━━━ Dataset section ━━━

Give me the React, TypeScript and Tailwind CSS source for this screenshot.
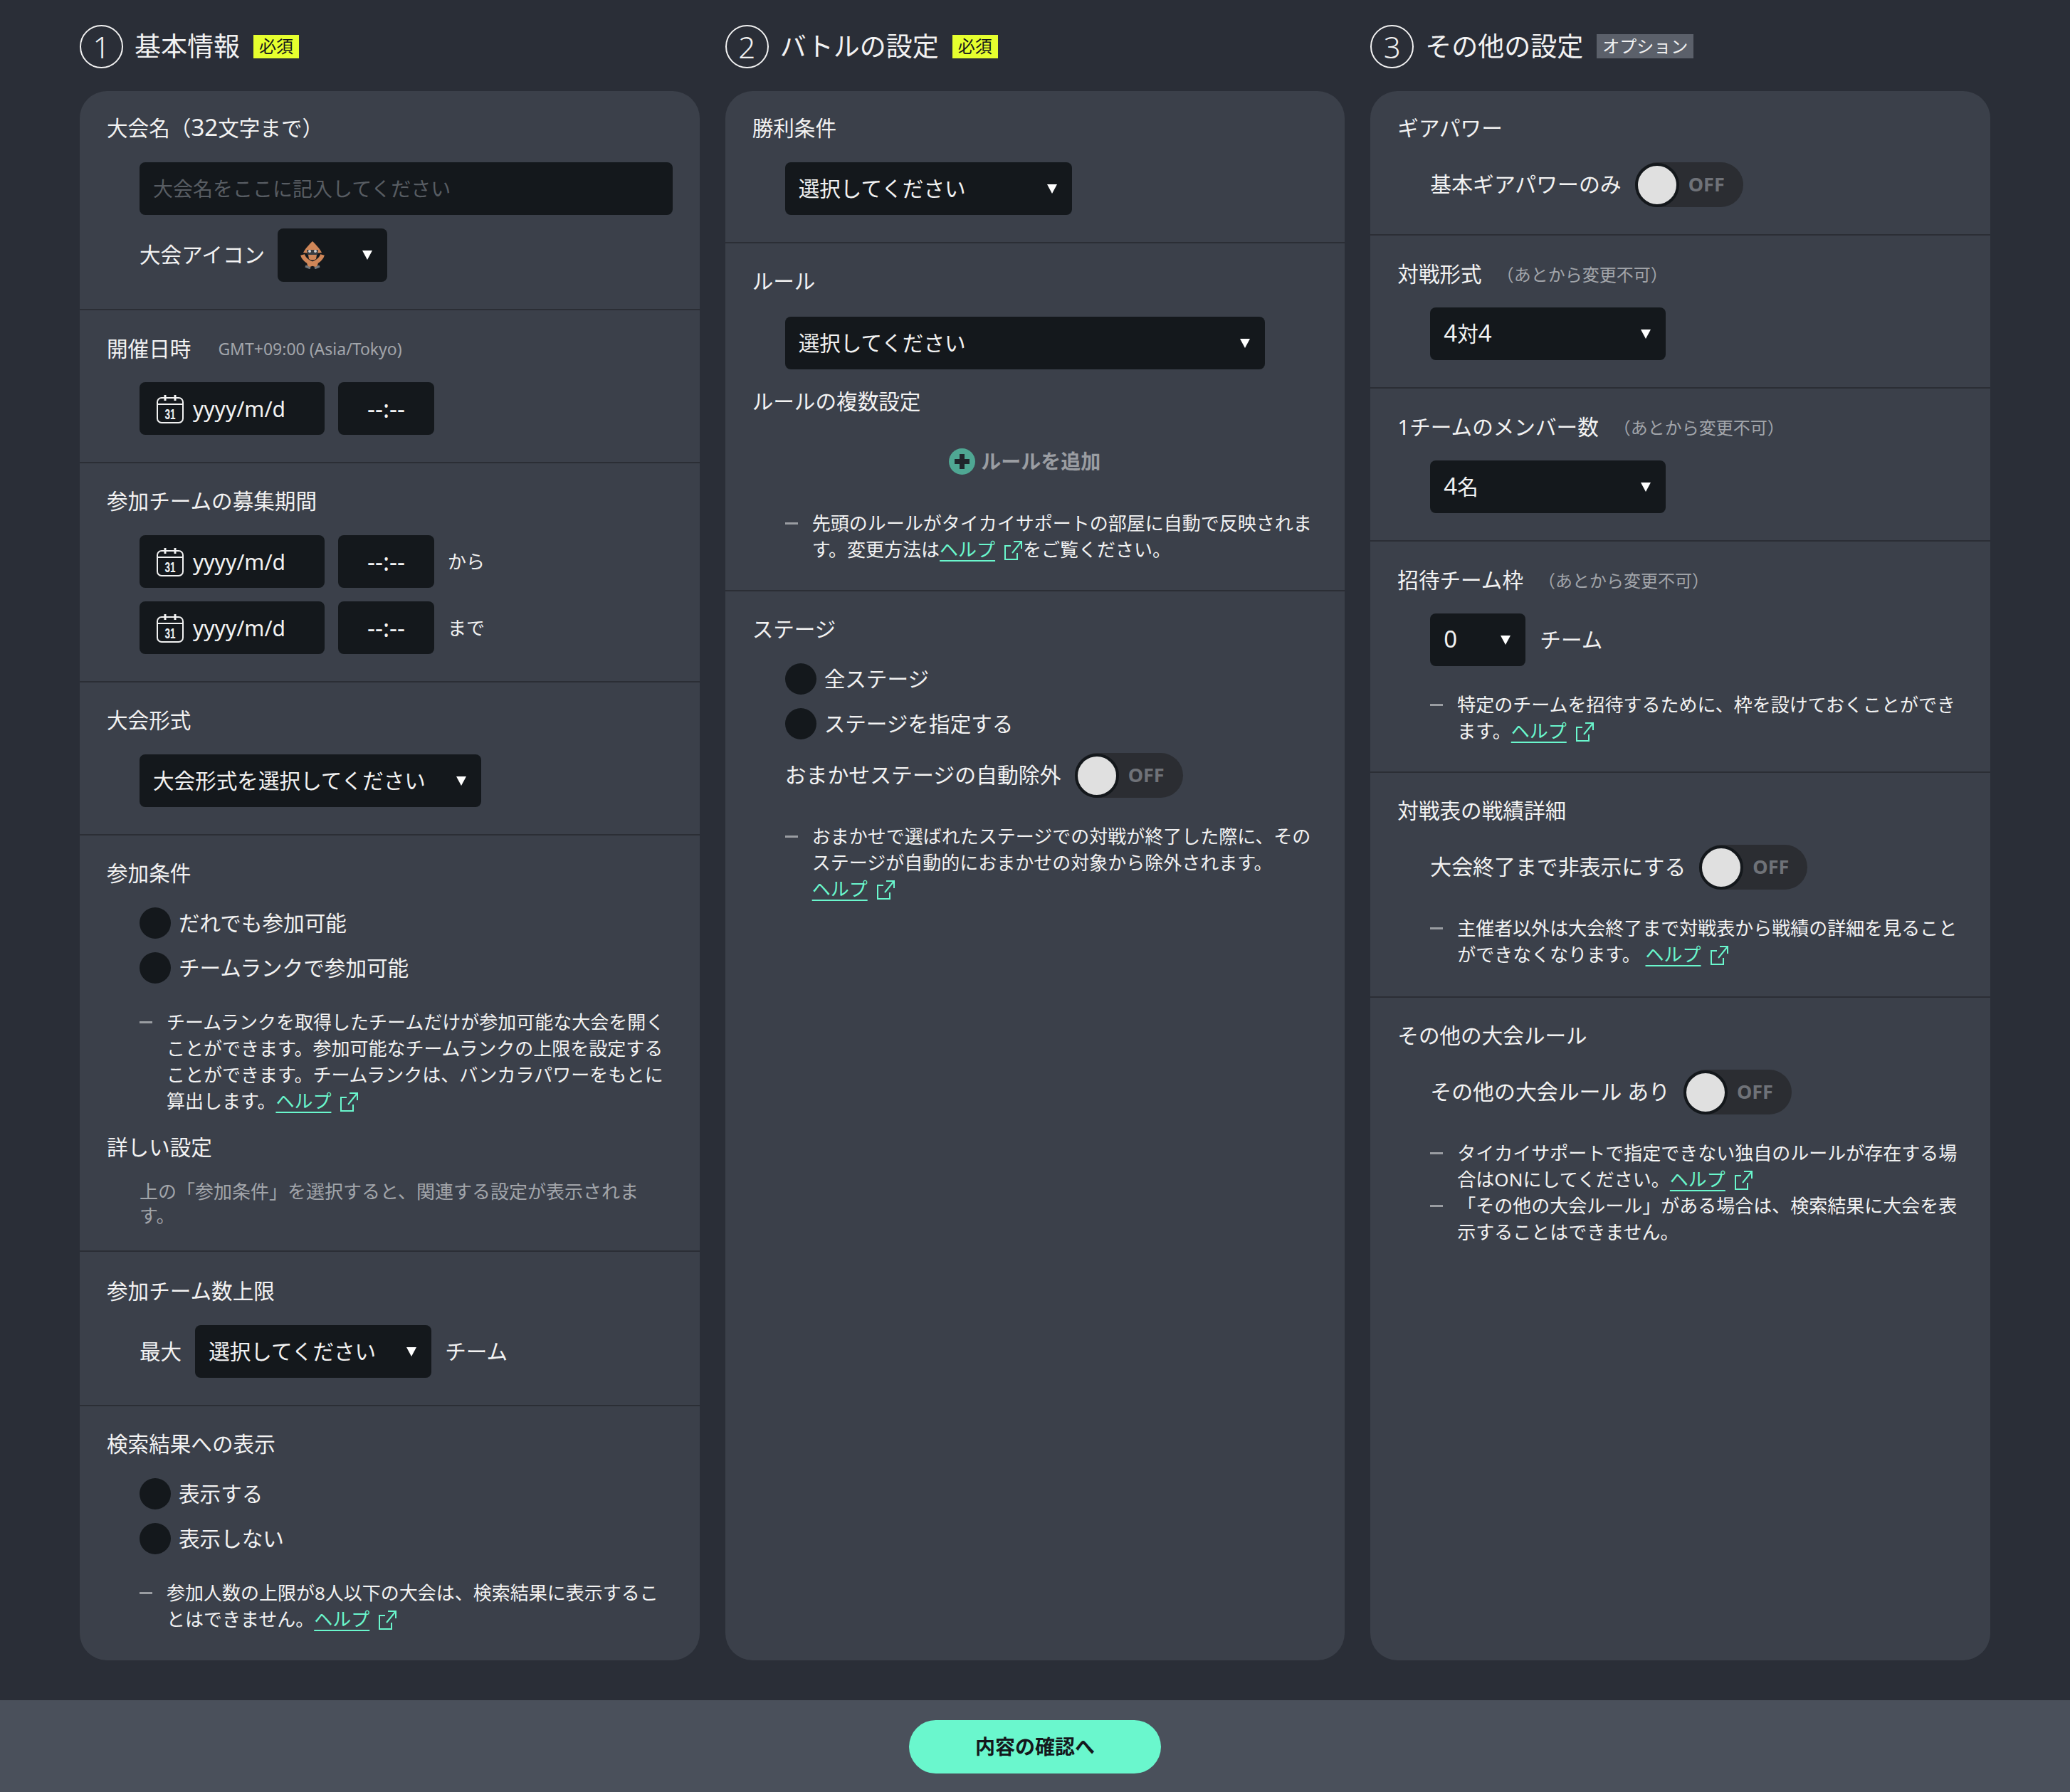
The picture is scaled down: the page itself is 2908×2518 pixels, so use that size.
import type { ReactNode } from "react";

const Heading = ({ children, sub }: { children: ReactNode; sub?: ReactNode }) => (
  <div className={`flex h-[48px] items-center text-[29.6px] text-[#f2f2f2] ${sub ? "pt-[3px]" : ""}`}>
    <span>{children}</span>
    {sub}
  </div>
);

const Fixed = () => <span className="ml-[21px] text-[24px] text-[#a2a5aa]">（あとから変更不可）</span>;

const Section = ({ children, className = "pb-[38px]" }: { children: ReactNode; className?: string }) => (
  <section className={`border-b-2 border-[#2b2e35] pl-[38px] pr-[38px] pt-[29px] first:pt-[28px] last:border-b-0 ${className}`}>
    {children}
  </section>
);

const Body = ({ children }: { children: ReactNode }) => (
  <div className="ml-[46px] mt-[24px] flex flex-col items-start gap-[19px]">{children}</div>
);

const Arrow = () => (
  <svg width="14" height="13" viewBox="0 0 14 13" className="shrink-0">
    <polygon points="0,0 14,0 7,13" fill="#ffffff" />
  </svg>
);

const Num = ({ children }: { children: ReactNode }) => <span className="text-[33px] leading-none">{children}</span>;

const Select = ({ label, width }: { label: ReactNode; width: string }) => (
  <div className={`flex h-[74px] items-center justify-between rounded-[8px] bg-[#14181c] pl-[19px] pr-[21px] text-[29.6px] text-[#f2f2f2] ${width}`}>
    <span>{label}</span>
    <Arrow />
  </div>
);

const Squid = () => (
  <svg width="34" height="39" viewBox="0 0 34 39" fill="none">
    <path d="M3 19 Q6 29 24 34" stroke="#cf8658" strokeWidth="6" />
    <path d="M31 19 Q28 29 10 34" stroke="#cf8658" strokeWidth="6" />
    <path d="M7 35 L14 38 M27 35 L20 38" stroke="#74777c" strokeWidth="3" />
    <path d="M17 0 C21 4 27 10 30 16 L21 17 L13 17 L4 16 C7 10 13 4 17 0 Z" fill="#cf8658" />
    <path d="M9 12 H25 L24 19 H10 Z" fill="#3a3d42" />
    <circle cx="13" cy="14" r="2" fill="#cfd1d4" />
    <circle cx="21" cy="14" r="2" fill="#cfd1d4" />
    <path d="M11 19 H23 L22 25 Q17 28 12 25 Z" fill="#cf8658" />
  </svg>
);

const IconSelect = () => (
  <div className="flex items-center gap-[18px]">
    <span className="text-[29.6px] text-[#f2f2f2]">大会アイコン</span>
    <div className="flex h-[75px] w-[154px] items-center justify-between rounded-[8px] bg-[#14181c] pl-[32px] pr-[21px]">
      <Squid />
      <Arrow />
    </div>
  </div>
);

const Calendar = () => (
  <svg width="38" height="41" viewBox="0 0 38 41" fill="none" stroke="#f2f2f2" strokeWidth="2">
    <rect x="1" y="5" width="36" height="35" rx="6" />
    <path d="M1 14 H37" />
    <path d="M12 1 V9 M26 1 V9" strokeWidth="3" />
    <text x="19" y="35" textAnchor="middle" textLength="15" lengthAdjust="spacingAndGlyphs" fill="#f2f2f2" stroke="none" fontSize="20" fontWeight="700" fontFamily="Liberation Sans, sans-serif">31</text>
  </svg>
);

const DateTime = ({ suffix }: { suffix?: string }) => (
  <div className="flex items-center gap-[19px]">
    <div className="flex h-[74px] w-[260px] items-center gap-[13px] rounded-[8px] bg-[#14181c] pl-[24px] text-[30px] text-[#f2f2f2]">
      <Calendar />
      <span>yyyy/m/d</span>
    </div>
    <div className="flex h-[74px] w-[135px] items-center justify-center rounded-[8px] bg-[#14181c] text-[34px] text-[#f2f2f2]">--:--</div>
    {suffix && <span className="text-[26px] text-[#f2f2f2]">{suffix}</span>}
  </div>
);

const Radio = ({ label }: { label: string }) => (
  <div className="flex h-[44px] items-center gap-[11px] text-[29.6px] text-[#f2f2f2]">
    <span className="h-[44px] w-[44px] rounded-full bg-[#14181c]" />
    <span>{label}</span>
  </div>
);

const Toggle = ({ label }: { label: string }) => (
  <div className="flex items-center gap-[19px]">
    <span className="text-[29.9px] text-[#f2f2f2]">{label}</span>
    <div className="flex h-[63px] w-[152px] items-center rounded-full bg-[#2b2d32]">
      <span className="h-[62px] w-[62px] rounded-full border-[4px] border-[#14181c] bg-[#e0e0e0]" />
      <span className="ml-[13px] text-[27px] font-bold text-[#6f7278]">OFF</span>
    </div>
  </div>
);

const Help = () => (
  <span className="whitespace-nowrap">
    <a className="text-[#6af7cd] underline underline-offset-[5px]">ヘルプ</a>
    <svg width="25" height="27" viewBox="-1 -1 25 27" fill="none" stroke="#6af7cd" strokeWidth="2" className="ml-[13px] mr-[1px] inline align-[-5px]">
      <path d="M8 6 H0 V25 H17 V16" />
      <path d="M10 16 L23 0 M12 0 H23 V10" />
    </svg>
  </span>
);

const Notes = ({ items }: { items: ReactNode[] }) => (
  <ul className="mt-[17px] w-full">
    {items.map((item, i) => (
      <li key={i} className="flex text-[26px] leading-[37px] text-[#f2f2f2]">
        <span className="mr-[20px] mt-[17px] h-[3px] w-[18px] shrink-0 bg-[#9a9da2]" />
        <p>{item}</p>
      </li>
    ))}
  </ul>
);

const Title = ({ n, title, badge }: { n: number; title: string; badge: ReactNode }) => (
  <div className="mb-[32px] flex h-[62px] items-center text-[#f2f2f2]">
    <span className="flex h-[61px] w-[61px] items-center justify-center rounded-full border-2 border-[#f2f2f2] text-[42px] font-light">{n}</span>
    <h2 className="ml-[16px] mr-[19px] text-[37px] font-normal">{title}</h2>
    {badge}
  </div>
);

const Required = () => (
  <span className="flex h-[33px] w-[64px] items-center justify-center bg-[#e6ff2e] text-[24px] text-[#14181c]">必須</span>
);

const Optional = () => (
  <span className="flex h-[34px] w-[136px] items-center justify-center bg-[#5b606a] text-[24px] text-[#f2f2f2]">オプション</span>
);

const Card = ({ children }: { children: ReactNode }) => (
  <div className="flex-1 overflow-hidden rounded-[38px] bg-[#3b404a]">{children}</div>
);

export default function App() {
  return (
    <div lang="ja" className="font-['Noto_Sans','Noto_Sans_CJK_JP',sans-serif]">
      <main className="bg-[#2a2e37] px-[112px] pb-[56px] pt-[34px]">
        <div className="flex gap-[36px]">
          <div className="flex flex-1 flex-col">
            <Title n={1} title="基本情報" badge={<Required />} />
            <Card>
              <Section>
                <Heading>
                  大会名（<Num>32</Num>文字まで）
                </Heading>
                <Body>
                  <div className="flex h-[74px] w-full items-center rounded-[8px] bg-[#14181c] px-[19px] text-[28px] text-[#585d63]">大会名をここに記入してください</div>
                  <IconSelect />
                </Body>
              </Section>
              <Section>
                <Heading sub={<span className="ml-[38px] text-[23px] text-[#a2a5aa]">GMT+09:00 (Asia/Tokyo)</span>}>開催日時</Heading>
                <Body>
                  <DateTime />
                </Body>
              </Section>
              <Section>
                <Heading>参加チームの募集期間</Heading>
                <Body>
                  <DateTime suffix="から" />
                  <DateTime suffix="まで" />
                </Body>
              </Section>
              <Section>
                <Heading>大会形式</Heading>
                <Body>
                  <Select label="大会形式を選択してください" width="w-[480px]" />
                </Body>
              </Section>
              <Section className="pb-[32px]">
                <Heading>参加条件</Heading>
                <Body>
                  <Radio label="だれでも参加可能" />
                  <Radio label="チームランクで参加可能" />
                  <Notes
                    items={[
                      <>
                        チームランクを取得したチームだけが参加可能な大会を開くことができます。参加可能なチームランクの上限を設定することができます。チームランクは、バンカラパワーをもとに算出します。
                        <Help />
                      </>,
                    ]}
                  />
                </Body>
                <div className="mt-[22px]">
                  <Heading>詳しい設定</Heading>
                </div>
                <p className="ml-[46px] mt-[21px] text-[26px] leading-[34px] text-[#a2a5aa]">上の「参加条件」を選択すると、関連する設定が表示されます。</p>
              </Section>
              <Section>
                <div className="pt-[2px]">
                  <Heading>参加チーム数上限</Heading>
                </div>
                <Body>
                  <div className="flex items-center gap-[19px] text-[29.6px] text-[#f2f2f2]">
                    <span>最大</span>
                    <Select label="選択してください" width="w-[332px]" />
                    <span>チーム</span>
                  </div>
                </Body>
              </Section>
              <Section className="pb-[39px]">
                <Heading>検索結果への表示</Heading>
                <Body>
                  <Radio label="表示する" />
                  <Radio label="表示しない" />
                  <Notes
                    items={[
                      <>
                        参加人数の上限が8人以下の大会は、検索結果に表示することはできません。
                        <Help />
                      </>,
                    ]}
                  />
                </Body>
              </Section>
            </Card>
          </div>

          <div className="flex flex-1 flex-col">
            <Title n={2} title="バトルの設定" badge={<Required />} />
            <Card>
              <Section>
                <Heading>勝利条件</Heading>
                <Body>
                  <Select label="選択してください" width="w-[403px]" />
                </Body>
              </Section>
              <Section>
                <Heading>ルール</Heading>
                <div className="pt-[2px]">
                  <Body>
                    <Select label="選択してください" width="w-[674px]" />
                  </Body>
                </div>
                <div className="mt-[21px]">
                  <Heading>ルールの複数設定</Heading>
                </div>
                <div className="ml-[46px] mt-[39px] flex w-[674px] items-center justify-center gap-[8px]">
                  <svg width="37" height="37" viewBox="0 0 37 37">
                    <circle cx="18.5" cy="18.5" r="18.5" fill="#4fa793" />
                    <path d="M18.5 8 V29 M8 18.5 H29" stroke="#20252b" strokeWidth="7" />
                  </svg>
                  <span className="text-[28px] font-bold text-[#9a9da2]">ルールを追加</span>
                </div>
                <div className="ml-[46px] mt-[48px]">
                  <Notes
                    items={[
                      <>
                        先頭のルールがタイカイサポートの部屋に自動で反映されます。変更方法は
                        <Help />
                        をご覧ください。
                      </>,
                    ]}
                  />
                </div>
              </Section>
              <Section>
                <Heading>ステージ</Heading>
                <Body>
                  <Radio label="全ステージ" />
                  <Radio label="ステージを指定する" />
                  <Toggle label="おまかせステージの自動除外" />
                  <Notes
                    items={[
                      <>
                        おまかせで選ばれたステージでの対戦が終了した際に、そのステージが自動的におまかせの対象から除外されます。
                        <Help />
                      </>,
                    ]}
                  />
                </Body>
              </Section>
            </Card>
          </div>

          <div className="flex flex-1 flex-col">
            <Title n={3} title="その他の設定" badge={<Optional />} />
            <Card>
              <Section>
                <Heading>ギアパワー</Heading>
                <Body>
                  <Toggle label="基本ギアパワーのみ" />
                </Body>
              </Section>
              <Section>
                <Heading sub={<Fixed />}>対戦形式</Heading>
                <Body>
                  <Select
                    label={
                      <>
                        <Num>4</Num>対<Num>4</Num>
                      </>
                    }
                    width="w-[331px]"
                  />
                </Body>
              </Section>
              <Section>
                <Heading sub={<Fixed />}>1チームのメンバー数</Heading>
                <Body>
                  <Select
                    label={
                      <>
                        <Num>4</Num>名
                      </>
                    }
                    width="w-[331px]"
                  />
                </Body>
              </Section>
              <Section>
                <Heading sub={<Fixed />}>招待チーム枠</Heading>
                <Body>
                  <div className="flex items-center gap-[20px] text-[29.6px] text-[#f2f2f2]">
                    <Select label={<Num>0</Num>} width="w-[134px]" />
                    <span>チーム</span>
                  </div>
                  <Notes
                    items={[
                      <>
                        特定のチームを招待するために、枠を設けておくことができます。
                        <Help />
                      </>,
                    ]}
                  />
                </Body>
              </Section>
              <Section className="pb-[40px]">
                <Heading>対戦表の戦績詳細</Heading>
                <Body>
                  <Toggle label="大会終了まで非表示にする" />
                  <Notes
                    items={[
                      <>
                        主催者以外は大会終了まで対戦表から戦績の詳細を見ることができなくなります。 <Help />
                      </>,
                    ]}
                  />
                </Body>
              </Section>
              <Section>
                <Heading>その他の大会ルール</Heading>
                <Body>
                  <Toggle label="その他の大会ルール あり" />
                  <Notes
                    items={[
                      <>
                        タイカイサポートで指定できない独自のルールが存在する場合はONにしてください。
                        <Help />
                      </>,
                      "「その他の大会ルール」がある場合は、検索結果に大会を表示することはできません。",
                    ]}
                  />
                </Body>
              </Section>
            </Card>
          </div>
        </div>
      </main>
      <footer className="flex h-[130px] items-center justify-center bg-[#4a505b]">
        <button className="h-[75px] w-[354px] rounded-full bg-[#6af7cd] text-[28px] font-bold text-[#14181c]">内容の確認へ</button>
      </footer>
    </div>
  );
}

━━━

◆ Required work:
The lines from the top of the data above through the one holding "const Fixed = ()" are to be repeated exactly, and only those, with no pictures.

◆ Written solution:
Give me the React, TypeScript and Tailwind CSS source for this screenshot.
The picture is scaled down: the page itself is 2908×2518 pixels, so use that size.
import type { ReactNode } from "react";

const Heading = ({ children, sub }: { children: ReactNode; sub?: ReactNode }) => (
  <div className={`flex h-[48px] items-center text-[29.6px] text-[#f2f2f2] ${sub ? "pt-[3px]" : ""}`}>
    <span>{children}</span>
    {sub}
  </div>
);

const Fixed = () => <span className="ml-[21px] text-[24px] text-[#a2a5aa]">（あとから変更不可）</span>;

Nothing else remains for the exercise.